11/14/19

Wall Street Gamers Should Have Anti-Monopoly Laws

Democracy and free enterprise are strong when creative intelligent people develop new ideas and produce more efficient businesses. In the 19th and most of the 20th centuries Wall Street telecommunications largely did not exist with a fration of the computing and networking power of the present. It wasn’t possible for financial players to game the system the way they do presently with concentrated wealth able to trade at the speed of light and network wealth and capital. It wasn’t so practical for the most rich to have a finger in every pie, every business on the exchange. Anti-monopoly legislation was necessary to keep competition alive and not let the most rich own everything as if they were the company store selling product to captive workers.

In the 21st century the nature of business has changed at a basic level with the financial sector and concentrated wealth able to buy and control elements of everything, and that made especially easy with chain stores and outlets across the nation. It is possible for the most rich to effectively build a monopoly through Wall Street shared with fewer than 1% of Americans. Every financial exchange trickles up to them. Wall Street trading should itself have some anti-monopoly laws that would limit the number of corporations any individual or corporation could invest in to some reasonable number such as three or four.

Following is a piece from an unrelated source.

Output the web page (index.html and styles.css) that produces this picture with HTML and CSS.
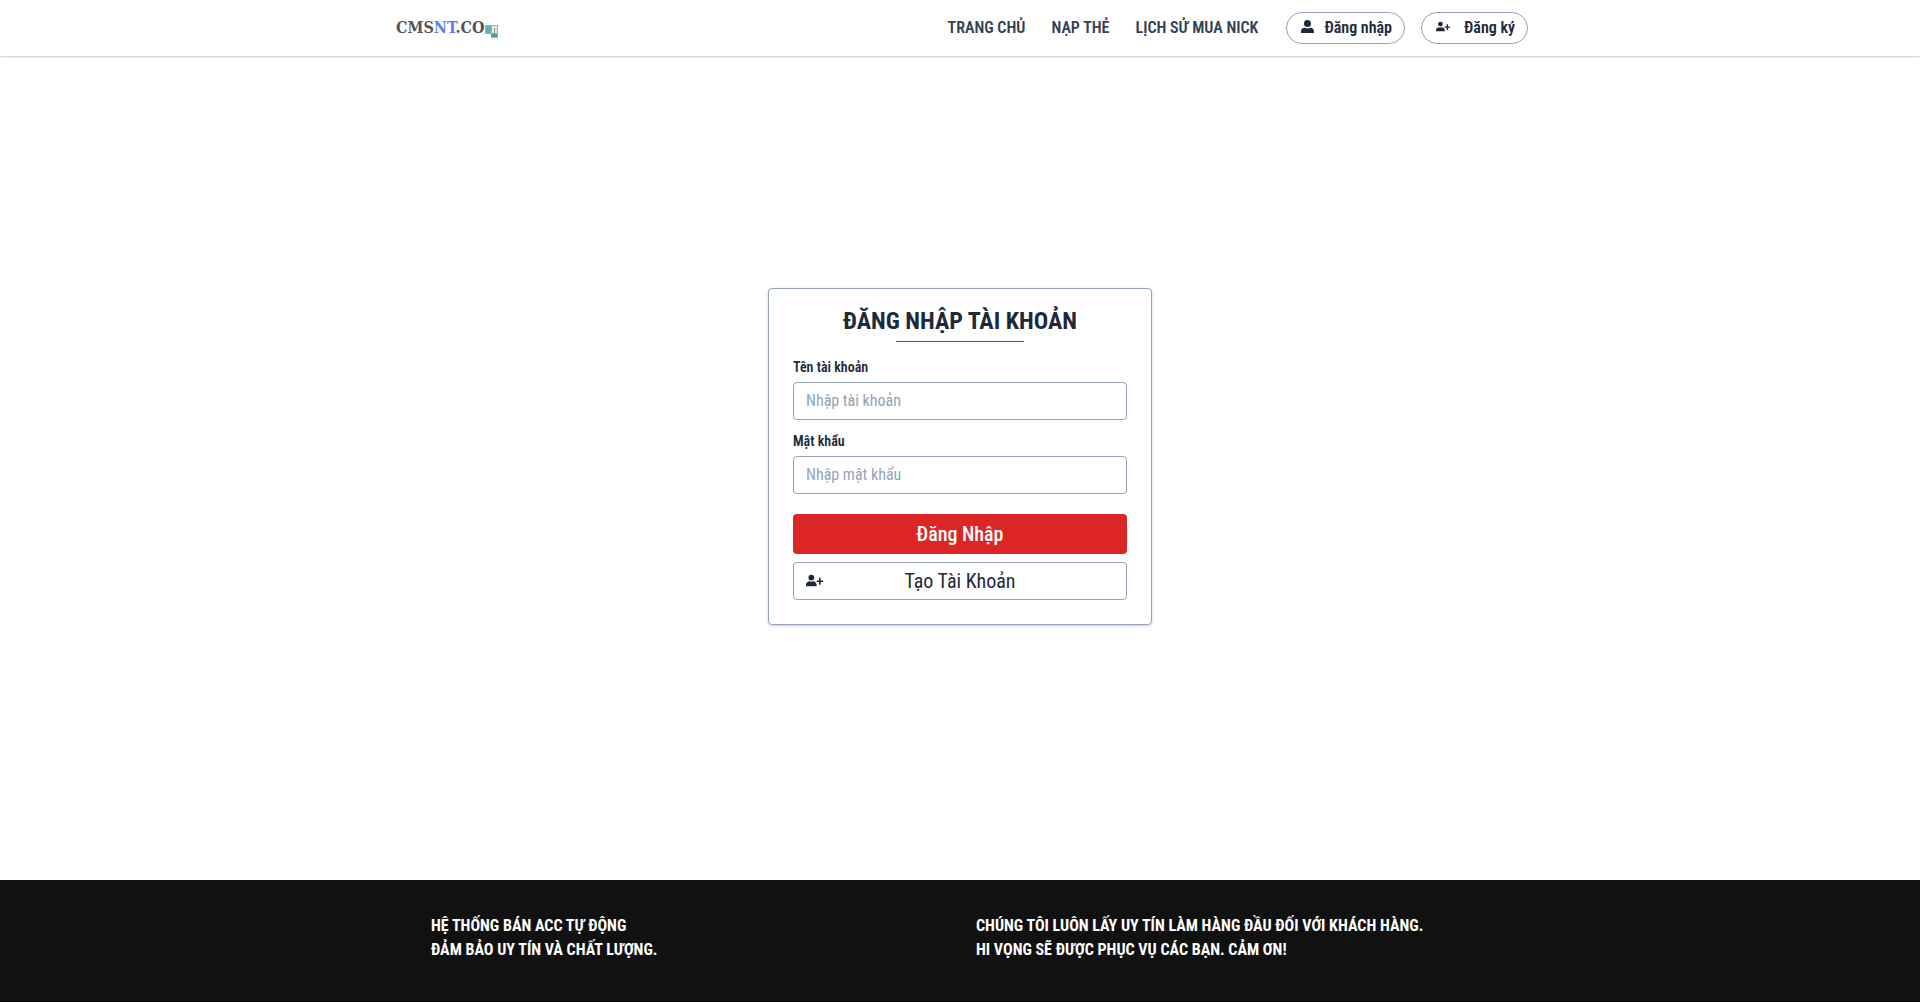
FILE: index.html
```html
<!DOCTYPE html>
<html lang="vi">
<head>
<meta charset="utf-8">
<meta name="viewport" content="width=device-width, initial-scale=1">
<title>Đăng nhập tài khoản</title>
<link rel="stylesheet" href="styles.css">
</head>
<body>
<svg class="sprite" aria-hidden="true">
  <symbol id="user" viewBox="0 0 24 24"><path d="M12 0a6.500 6.500 0 1 0 0 13 6.500 6.500 0 0 0 0-13zM7 14.500a7 7 0 0 0-7 7V24h24v-2.500a7 7 0 0 0-7-7q-5 2.500-10 0z"/></symbol>
  <symbol id="user-plus" viewBox="0 0 32 24"><path d="M10 1a5.500 5.500 0 1 0 0 11 5.500 5.500 0 0 0 0-11zM6 13.500c-4 1-6 4-6 7V23h20v-2.500c0-3-2-6-6-7q-4 1.500-8 0zM24.500 7h3v5h4.500v3h-4.500v5h-3v-5H20v-3h4.500z"/></symbol>
</svg>
<header class="topbar">
  <div class="topbar-inner">
    <a class="logo" href="#"><span>CMS<span class="logo-accent">NT</span>.CO</span><svg class="logo-mark" viewBox="0 0 13 13" aria-hidden="true"><path fill="#9ab4bb" d="M0 0h13v13H6V9H0z"/><path fill="#6aaead" d="M1 1h5v7H1z"/><path fill="#e3ebe4" d="M7 1h5v7H7z"/><path fill="#4a9aac" d="M6 9h6v3H6z"/><path fill="#8a9a80" d="M9 3h1v6H9z"/></svg></a>
    <nav class="menu">
      <a class="menu-link" href="#">TRANG CHỦ</a>
      <a class="menu-link" href="#">NẠP THẺ</a>
      <a class="menu-link" href="#">LỊCH SỬ MUA NICK</a>
    </nav>
    <div class="account">
      <a class="pill" href="#"><svg class="icon-user" aria-hidden="true"><use href="#user"/></svg>Đăng nhập</a>
      <a class="pill pill-register" href="#"><svg class="icon-plus" aria-hidden="true"><use href="#user-plus"/></svg>Đăng ký</a>
    </div>
  </div>
</header>
<main class="content">
  <form class="card">
    <h1 class="title">ĐĂNG NHẬP TÀI KHOẢN</h1>
    <label class="label" for="username">Tên tài khoản</label>
    <input class="field" id="username" type="text" placeholder="Nhập tài khoản">
    <label class="label" for="password">Mật khẩu</label>
    <input class="field" id="password" type="password" placeholder="Nhập mật khẩu">
    <button class="submit" type="submit">Đăng Nhập</button>
    <button class="create" type="button"><svg class="icon-create" aria-hidden="true"><use href="#user-plus"/></svg><span>Tạo Tài Khoản</span></button>
  </form>
</main>
<footer class="footer">
  <div class="footer-inner">
    <p>HỆ THỐNG BÁN ACC TỰ ĐỘNG<br>ĐẢM BẢO UY TÍN VÀ CHẤT LƯỢNG.</p>
    <p>CHÚNG TÔI LUÔN LẤY UY TÍN LÀM HÀNG ĐẦU ĐỐI VỚI KHÁCH HÀNG.<br>HI VỌNG SẼ ĐƯỢC PHỤC VỤ CÁC BẠN. CẢM ƠN!</p>
  </div>
</footer>
</body>
</html>
```
FILE: styles.css
```css
*, *::before, *::after { box-sizing: border-box; }

body {
  margin: 0;
  min-height: 100vh;
  display: flex;
  flex-direction: column;
  background: #fff;
  color: #1e293b;
  font: 16px/24px "Roboto Condensed", "Liberation Sans Narrow", Roboto, sans-serif;
}

a { color: inherit; text-decoration: none; }
svg { display: block; flex: none; fill: currentColor; }
input, button { font: inherit; color: inherit; }
.sprite { width: 0; height: 0; position: absolute; }

.topbar {
  height: 56px;
  box-shadow: 0 1px 2px rgba(0, 0, 0, .2);
}
.topbar-inner {
  max-width: 1152px;
  height: 100%;
  margin: 0 auto;
  padding: 0 8px 0 12px;
  display: flex;
  align-items: center;
}
.logo {
  display: flex;
  align-items: center;
  font: bold 16px/24px "DejaVu Serif Condensed", "DejaVu Serif", serif;
  color: #555;
}
.logo-accent { color: #5b7cff; }
.logo-mark { width: 13px; height: 13px; margin-top: 6px; }

.menu { display: flex; gap: 26px; margin-left: auto; }
.menu-link { font-weight: 600; color: #334155; }

.account { display: flex; gap: 16px; margin-left: 28px; }
.pill {
  height: 32px;
  padding: 0 12px 0 14px;
  display: flex;
  align-items: center;
  gap: 10px;
  border: 1px solid #94a3b8;
  border-radius: 16px;
  font-weight: 600;
}
.pill-register { gap: 14px; }
.icon-user { width: 13px; height: 13px; margin-bottom: 4px; }
.icon-plus { width: 14px; height: 11px; margin-bottom: 4px; }

.content {
  flex: 1;
  display: flex;
  align-items: center;
  justify-content: center;
  padding-bottom: 24px;
}
.card {
  width: 384px;
  padding: 16px 24px 24px;
  display: flex;
  flex-direction: column;
  border: 1px solid #94a3b8;
  border-radius: 4px;
  box-shadow: 0 1px 3px rgba(0, 0, 0, .2);
}
.title {
  margin: 0 0 12px;
  font-size: 24px;
  line-height: 32px;
  font-weight: 700;
  text-align: center;
}
.title::after {
  content: "";
  display: block;
  width: 128px;
  height: 1px;
  margin: 4px auto 0;
  background: #475569;
}
.label { margin-bottom: 2px; font-size: 14px; line-height: 26px; font-weight: 600; }
.field {
  width: 100%;
  height: 38px;
  margin: 0 0 8px;
  padding: 0 12px;
  background: #fff;
  border: 1px solid #94a3b8;
  border-radius: 4px;
}
.field::placeholder { color: #94a3b8; opacity: 1; }
.submit {
  height: 40px;
  margin: 12px 0 8px;
  border: 0;
  border-radius: 4px;
  background: #dc2626;
  color: #fff;
  font-size: 20px;
  font-weight: 500;
}
.create {
  height: 38px;
  padding: 0 12px;
  display: grid;
  grid-template-columns: 1fr auto 1fr;
  align-items: center;
  border: 1px solid #94a3b8;
  border-radius: 4px;
  background: #fff;
  font-size: 20px;
}
.icon-create { width: 17px; height: 13px; }

.footer {
  padding: 34px 0 39px;
  background: #111;
  border-bottom: 1px solid #000;
  color: #fff;
  font-weight: 700;
}
.footer-inner {
  max-width: 1090px;
  margin: 0 auto;
  padding: 0 16px;
  display: grid;
  grid-template-columns: 1fr 1fr;
  gap: 32px;
}
.footer p { margin: 0; }
```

Free enterprise should encourage people to invent and establish new and improved businesses for-themselves rather than to create a manipulative class of financial players skimming the profits from everyone’s corporations. Those corporations are themselves brought to dominate the market, while new rival start up businesses would tend to be established only as far as they reinforce or support the existing businesses.


Because the system isn’t yet 100% complete in a plutocratic-corporatist structure it is challenging for some citizens to notice or understand the malevolution. They still believe that it is all free enterprise and therefore good, and the sole problem is socialism. Socialism is mainly a problem in diverting political thought from the question of how to make democracy best serve the citizens of the United States to a choice between socialism and undifferentiated free enterprise. Democracy and free enterprise have much more nuanced than that, and keeping free enterprise free from plutocratic, networked monopoly is one. Wealth should be encouraged to create new businesses and ideas rather than to buy up everything that already exists. Anti-financial monopoly laws can help with that.